Shaoncé vs. Foucault: The Use of Pleasure

Pop darling Shaoncé has revealed details about her new album scheduled for release in early 2012. After the tremendous success of her previous album, Shock, people are curious to see if she can live up to the hype — but judging by yesterday’s press conference in Paris there is no need for concern. Sporting an outfit that would make Lady Gaga proud, the young singer won the world press over with her sharp wit and acute observations. Her warm, conversational style created a unique and friendly atmosphere, and even old codgers like myself had to let down our professional guard a bit to enjoy the exhilarating intelligence and humanity of the encounter.

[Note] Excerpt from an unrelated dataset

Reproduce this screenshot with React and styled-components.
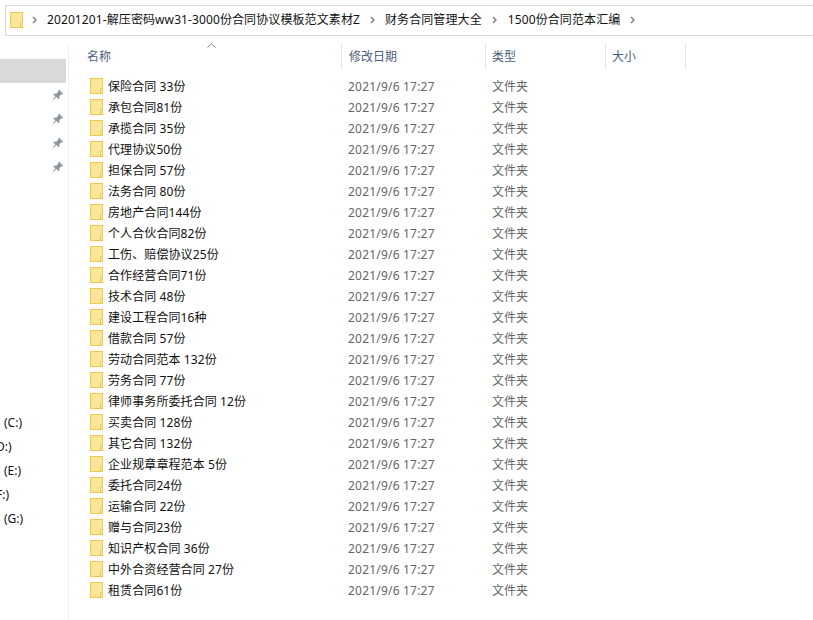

Produced by the people behind the hit tv series Glee soundtrack, the title of her new album is The Use of Pleasure. It’s primarily based on original texts by the French philosopher Michel Foucault, translated into English by acclaimed American songwriter Diane Warren, occasionally assisted by ms. Shaoncé herself.

On her new album, Shaoncé is particularly preoccupied with Foucault’s disassociation from the structuralist movement and how it has affected what she perceives as impotent principles of application in computational semiotics. This is underscored by the extensive use of FM synthesis and autotuning. “I would never use autotune under normal circumstances,” she says. “But for this album we really had no choice — there is no better way to represent the concepts of artificial intelligence, computer-human interaction — all that stuff that we’re dealing with on the album. So you may say that autotune is the recurring theme here, a kind of non-musical leitmotif.”

I asked her if this meta-perspective might not get lost on her audience in a musical landscape where autotune is, per se, the default. “But, you see, what you’re saying, that is the beauty of it. No one knows for certain whether it’s one thing or the other. That’s my point — our ears are so accustomed to autotune that we don’t question it anymore. It’s the same with semiotics. We are so entrenched in one way of thinking — the wrong way, I’d say — that we can’t really see what’s right anymore.”

The Use of Pleasure will be released on EMI in 2012.